Republican Missouri state Rep. Bart Korman introduced a bill in the Missouri House last Wednesday that would define sex between lawmakers and lobbyists as a “gift” and require such incidents to be reported to the Missouri Ethics Commission.
House Bill 2059, which sets rules for which expenditures lobbyists must report, states, “The term ‘gift’ shall include sexual relations between a registered lobbyist and a member of the general assembly or his or her staff.”
Rep. Korman told KSHB-TV, “From a citizen aspect, if you’re an elected official having a relationship with a lobbyist to that degree, I think that they should know. A citizen should know if that’s going on.”
The bill contains an exception for “relations between married persons or between persons who entered into a relationship prior to the registration of the lobbyist, the election of the member to the general assembly, or the employment of the staff person,” presumably to exempt elected officials who are already coincidentally in a romantic relationship with someone technically employed as a lobbyist.
The bill’s text adds, “The reporting of sexual relations for purposes of this subdivision shall not require a dollar valuation.”
Explaining the purpose of that particular line of legislative text, Rep. Korman said, “Thats been the local discussion, how to price that or how to put a performance on it and I try to address it as a zero price tag to eliminate that discussion if at all possible.”

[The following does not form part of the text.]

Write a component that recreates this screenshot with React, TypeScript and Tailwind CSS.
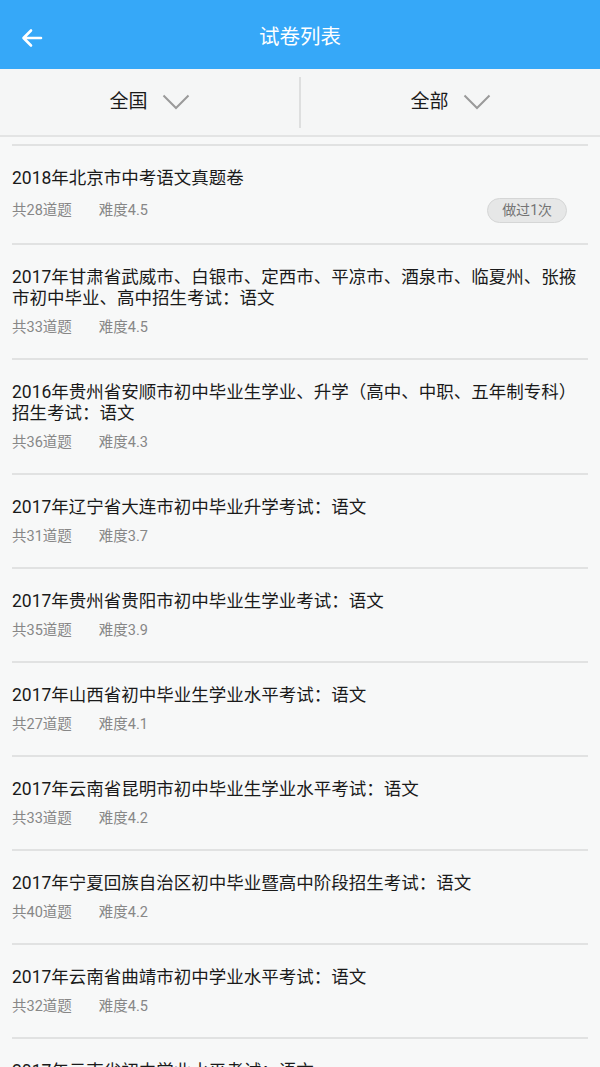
import React from 'react';

interface Paper {
  title: string;
  count: number;
  level: string;
  done?: number;
}

const papers: Paper[] = [
  { title: '2018年北京市中考语文真题卷', count: 28, level: '4.5', done: 1 },
  {
    title: '2017年甘肃省武威市、白银市、定西市、平凉市、酒泉市、临夏州、张掖\n市初中毕业、高中招生考试：语文',
    count: 33,
    level: '4.5',
  },
  {
    title: '2016年贵州省安顺市初中毕业生学业、升学（高中、中职、五年制专科）\n招生考试：语文',
    count: 36,
    level: '4.3',
  },
  { title: '2017年辽宁省大连市初中毕业升学考试：语文', count: 31, level: '3.7' },
  { title: '2017年贵州省贵阳市初中毕业生学业考试：语文', count: 35, level: '3.9' },
  { title: '2017年山西省初中毕业生学业水平考试：语文', count: 27, level: '4.1' },
  { title: '2017年云南省昆明市初中毕业生学业水平考试：语文', count: 33, level: '4.2' },
  { title: '2017年宁夏回族自治区初中毕业暨高中阶段招生考试：语文', count: 40, level: '4.2' },
  { title: '2017年云南省曲靖市初中学业水平考试：语文', count: 32, level: '4.5' },
  { title: '2017年云南省初中学业水平考试：语文', count: 30, level: '4.4' },
];

function Chevron() {
  return (
    <svg width="28" height="16" viewBox="0 0 28 16" fill="none" className="ml-[14px]">
      <path d="M1.5 1.5 L14 14 L26.5 1.5" stroke="#9a9a9a" strokeWidth="2" />
    </svg>
  );
}

function PaperItem({ paper }: { paper: Paper }) {
  return (
    <div className="mx-3 border-t-2 border-[#e1e2e2] pt-[22px] pb-[20px]">
      <div className="text-[17.5px] leading-[21px] text-[#1a1a1a] whitespace-pre-line">
        {paper.title}
      </div>
      <div className="mt-[9px] flex items-center min-h-[20px]">
        <span className="text-[14.5px] leading-[20px] text-[#878787]">共{paper.count}道题</span>
        <span className="ml-[27px] text-[14.5px] leading-[20px] text-[#878787]">难度{paper.level}</span>
        {paper.done && (
          <span className="ml-auto mr-[21px] h-[25px] px-[14px] flex items-center rounded-full bg-[#e6e7e7] border border-[#d5d6d6] text-[14px] text-[#747474]">
            做过{paper.done}次
          </span>
        )}
      </div>
    </div>
  );
}

export default function App() {
  return (
    <div
      className="w-[600px] h-[1067px] overflow-hidden bg-[#f7f8f8]"
      style={{ fontFamily: "Roboto, 'Noto Sans CJK SC', sans-serif" }}
    >
      {/* Header */}
      <div className="h-[69px] pt-[6px] bg-[#36a8f8] flex items-center relative">
        <svg width="24" height="24" viewBox="0 0 24 24" fill="none" className="ml-[20px]">
          <path d="M21 12 H4 M11 4.5 L3.5 12 L11 19.5" stroke="#fff" strokeWidth="2.6" strokeLinecap="round" strokeLinejoin="round" />
        </svg>
        <div className="absolute inset-0 pt-[6px] flex items-center justify-center text-white text-[20.5px] pointer-events-none">
          试卷列表
        </div>
      </div>

      {/* Filters */}
      <div className="h-[68px] bg-[#f5f6f6] border-b-2 border-[#e3e4e4] flex items-center">
        <div className="flex-1 flex items-center justify-center text-[19px] text-[#1a1a1a]">
          全国
          <Chevron />
        </div>
        <div className="w-[2px] h-[51px] bg-[#dedfdf]" />
        <div className="flex-1 flex items-center justify-center text-[19px] text-[#1a1a1a]">
          全部
          <Chevron />
        </div>
      </div>

      {/* List */}
      <div className="pt-[7px]">
        {papers.map((p, idx) => (
          <PaperItem key={idx} paper={p} />
        ))}
      </div>
    </div>
  );
}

According to The Kansas City Star, the House is working on legislative ethics reform in response to sex scandals that rocked the Missouri General Assembly last year.
KHSB-TV notes that former Missouri House Speaker John J. Diehl Jr. resigned last year after sexually-charged text messages that he sent to an intern were published in The Kansas City Star. Former Senator Paul LeVota resigned last summer amid allegations that he sexually harassed an intern.